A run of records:
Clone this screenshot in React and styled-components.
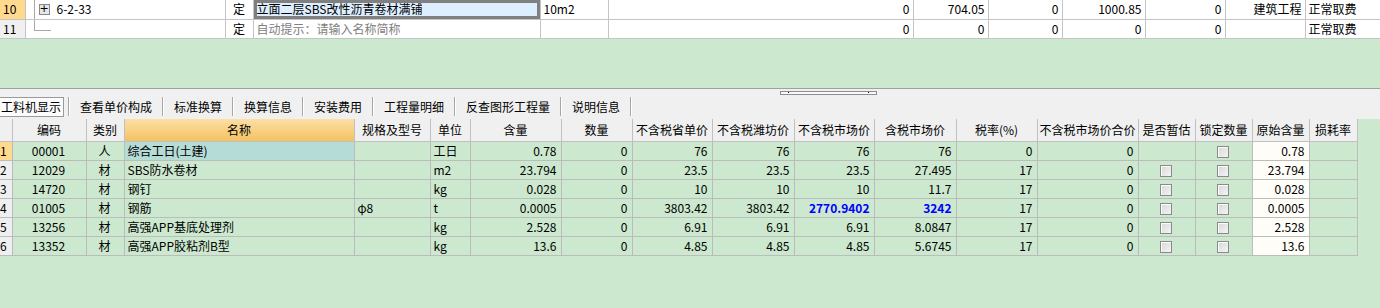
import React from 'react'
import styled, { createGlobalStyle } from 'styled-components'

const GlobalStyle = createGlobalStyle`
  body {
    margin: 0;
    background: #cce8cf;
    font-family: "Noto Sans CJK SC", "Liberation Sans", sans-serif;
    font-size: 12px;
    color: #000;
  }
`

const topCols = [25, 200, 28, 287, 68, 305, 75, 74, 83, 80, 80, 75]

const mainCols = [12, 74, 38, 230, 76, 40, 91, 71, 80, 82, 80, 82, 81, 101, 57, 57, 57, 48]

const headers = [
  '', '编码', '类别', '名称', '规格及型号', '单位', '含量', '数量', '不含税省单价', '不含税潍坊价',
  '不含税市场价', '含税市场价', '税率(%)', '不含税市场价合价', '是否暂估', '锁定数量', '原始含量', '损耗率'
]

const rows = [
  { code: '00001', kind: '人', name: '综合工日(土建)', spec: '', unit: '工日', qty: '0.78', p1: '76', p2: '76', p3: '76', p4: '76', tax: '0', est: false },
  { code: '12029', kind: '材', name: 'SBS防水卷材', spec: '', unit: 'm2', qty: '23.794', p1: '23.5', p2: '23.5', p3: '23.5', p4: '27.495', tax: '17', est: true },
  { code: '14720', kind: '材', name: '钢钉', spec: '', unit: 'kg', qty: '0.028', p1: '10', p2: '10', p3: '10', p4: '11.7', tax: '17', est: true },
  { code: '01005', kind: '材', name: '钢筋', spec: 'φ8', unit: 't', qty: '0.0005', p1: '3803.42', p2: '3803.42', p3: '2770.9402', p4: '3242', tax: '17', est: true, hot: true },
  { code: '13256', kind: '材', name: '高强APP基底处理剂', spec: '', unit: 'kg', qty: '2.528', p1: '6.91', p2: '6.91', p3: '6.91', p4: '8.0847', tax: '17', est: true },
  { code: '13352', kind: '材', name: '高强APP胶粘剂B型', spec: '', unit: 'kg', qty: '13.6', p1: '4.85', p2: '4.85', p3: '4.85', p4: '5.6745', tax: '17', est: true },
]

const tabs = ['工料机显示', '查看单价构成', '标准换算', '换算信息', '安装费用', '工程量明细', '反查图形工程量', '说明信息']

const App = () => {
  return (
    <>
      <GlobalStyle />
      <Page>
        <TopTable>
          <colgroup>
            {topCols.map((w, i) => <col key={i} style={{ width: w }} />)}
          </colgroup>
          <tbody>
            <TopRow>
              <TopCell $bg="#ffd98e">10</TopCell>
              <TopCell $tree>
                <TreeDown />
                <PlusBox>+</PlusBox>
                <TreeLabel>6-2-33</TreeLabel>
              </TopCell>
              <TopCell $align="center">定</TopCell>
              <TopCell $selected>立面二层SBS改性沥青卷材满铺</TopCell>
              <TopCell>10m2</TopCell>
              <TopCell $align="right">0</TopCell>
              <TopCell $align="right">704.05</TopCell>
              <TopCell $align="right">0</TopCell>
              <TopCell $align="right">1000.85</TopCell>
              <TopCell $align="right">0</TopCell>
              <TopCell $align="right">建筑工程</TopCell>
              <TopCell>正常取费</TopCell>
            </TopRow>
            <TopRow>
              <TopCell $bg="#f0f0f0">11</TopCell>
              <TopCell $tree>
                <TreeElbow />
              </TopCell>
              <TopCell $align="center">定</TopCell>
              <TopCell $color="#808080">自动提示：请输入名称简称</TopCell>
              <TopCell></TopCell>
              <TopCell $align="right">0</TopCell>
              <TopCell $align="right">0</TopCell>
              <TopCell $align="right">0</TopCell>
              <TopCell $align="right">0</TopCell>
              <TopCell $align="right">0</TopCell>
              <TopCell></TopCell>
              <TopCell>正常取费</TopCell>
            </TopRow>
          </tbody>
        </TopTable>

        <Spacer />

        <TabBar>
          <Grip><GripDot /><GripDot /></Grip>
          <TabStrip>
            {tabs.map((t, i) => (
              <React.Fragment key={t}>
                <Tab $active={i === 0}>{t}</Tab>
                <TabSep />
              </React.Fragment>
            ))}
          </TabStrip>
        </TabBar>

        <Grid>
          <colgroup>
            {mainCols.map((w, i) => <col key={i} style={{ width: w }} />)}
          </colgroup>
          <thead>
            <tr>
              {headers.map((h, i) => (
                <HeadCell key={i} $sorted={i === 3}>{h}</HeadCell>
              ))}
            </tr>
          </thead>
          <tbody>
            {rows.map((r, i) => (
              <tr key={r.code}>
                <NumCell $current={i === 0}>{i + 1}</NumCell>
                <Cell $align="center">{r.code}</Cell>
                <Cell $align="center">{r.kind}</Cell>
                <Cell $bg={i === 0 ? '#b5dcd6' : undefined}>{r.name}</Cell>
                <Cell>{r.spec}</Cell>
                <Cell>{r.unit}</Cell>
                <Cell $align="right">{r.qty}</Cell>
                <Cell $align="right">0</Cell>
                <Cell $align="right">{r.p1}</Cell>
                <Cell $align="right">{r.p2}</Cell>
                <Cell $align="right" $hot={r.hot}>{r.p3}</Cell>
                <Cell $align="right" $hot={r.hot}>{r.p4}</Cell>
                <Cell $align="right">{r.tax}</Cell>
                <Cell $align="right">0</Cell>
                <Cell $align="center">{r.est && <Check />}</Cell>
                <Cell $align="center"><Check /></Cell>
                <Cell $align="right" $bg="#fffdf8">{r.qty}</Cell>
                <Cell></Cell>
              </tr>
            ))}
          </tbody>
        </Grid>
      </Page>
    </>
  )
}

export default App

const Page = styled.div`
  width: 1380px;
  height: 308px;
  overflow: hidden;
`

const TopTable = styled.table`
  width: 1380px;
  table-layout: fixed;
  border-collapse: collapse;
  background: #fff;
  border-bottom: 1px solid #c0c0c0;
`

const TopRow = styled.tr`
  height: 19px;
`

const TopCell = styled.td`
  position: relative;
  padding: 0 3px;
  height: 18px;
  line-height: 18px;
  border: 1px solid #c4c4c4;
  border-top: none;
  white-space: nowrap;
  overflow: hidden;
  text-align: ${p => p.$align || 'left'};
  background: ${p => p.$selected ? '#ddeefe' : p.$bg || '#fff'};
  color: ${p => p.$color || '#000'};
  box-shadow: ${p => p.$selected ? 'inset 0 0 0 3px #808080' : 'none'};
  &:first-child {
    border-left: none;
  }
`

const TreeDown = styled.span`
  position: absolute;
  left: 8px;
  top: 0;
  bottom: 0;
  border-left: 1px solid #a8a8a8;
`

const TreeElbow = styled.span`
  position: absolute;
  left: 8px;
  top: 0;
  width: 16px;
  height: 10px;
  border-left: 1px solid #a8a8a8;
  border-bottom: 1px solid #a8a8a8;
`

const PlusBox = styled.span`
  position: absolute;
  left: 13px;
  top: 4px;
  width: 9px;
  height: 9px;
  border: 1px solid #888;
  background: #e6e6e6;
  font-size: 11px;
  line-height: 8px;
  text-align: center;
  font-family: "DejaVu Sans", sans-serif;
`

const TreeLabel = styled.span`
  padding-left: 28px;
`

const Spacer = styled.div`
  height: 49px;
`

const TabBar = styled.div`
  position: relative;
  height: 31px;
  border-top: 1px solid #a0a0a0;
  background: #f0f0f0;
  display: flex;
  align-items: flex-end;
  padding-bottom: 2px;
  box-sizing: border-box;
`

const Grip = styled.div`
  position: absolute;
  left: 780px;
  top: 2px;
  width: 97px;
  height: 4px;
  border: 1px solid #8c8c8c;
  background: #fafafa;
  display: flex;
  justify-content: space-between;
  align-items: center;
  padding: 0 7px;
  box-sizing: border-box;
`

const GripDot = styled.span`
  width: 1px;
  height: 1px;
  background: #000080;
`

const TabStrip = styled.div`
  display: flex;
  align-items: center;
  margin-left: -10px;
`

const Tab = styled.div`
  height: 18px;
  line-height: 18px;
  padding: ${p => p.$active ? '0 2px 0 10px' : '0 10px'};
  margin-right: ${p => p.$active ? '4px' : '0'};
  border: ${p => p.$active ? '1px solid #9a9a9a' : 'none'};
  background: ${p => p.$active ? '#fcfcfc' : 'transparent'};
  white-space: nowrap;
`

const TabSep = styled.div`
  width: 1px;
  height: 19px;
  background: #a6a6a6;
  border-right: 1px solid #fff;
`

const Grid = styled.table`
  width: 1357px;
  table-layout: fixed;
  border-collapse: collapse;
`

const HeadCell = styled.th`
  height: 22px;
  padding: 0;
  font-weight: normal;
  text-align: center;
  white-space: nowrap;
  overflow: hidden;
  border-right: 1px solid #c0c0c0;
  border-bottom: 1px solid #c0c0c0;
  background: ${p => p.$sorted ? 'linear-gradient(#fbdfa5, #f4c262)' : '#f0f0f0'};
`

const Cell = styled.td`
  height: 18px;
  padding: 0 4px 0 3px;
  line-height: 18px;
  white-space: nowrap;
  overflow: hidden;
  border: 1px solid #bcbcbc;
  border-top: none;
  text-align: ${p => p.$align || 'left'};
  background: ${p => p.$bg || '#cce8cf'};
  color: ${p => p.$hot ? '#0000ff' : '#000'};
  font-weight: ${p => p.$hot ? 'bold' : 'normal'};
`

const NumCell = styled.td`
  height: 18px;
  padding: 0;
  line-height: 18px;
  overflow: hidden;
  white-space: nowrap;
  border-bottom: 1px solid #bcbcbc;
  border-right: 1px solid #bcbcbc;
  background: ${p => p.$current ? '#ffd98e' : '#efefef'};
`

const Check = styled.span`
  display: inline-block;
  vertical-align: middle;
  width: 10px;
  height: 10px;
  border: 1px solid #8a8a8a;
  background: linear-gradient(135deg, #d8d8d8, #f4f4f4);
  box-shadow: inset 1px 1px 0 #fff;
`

--

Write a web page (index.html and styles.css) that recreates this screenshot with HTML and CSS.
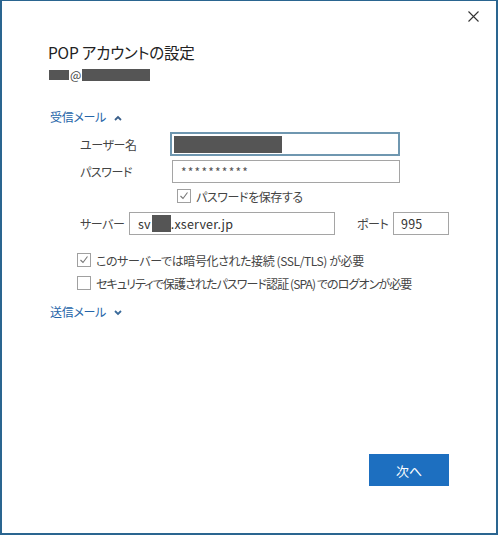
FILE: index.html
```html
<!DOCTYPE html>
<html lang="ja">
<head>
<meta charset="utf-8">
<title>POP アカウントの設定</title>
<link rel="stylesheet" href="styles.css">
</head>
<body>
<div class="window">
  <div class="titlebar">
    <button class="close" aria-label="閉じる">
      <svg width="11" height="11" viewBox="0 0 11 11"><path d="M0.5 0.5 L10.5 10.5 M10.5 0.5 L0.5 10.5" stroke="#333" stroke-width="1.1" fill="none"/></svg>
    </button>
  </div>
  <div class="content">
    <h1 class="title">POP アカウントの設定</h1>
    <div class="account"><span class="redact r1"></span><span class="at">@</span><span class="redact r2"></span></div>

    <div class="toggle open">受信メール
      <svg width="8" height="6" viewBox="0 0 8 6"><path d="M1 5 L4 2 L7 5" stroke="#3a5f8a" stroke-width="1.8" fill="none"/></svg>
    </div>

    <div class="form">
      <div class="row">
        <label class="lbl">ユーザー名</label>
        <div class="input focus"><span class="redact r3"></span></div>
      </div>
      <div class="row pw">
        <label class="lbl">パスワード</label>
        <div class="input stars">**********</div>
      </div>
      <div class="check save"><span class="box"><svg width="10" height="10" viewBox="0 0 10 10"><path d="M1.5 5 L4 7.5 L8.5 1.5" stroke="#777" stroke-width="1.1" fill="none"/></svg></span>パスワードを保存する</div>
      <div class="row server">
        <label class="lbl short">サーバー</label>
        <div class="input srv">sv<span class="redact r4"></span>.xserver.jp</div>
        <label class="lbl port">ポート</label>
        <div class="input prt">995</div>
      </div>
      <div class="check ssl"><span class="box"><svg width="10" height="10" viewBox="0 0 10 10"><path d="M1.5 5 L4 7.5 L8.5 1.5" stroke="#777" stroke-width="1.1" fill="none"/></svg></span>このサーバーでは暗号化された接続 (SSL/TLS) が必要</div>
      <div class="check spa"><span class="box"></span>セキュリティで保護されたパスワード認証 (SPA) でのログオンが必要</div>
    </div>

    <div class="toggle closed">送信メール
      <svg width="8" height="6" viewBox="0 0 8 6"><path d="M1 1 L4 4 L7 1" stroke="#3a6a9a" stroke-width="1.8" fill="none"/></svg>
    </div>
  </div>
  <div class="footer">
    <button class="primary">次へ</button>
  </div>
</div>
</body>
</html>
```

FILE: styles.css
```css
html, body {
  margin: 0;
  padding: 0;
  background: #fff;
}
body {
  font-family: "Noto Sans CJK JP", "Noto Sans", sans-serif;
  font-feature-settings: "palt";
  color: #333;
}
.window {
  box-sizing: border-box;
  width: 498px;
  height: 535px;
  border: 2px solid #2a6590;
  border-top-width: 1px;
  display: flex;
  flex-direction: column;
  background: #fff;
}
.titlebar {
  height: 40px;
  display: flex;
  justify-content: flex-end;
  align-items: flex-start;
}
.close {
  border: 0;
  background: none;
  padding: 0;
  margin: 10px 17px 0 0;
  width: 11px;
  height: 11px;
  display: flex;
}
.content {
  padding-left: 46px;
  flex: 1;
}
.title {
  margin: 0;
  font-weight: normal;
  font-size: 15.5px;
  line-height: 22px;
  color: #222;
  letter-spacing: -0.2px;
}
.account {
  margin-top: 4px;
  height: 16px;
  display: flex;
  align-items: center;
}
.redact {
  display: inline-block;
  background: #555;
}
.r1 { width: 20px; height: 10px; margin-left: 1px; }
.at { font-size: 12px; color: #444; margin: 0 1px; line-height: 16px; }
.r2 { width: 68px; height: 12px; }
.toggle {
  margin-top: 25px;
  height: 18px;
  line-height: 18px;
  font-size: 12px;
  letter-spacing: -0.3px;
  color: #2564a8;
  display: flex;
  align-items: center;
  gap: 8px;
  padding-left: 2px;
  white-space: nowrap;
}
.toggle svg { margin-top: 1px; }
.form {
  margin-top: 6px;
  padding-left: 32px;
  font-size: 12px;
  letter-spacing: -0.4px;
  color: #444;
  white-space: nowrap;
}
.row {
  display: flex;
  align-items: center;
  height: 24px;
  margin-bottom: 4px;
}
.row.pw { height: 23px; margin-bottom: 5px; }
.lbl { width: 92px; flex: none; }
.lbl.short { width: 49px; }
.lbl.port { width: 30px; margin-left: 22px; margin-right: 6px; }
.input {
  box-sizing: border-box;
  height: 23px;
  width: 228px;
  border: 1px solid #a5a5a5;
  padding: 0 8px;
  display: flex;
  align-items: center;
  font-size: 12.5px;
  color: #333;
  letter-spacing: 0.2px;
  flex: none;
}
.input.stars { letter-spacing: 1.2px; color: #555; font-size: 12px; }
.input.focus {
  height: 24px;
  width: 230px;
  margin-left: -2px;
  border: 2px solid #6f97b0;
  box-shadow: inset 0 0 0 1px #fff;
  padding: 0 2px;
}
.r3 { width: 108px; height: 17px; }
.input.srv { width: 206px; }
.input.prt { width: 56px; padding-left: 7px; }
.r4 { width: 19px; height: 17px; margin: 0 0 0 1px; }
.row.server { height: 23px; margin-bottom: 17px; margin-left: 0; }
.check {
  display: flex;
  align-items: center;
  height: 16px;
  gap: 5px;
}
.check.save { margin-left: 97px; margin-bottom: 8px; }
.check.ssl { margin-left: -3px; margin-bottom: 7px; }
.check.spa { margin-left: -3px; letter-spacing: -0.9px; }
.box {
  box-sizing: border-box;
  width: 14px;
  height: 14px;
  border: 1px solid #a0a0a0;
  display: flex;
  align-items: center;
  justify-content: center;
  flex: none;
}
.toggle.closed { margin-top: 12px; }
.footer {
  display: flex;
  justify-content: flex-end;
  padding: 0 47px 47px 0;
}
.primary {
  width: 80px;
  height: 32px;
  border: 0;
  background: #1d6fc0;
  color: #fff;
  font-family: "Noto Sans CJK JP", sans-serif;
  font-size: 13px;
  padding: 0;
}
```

● **SET PROBLEM**:
Where does the word "this" appear? Return each line that holds it.

● **OUTPUT OF THE EXERCISE**:
Clone this screenshot in React and styled-components.
Write a web page (index.html and styles.css) that recreates this screenshot with HTML and CSS.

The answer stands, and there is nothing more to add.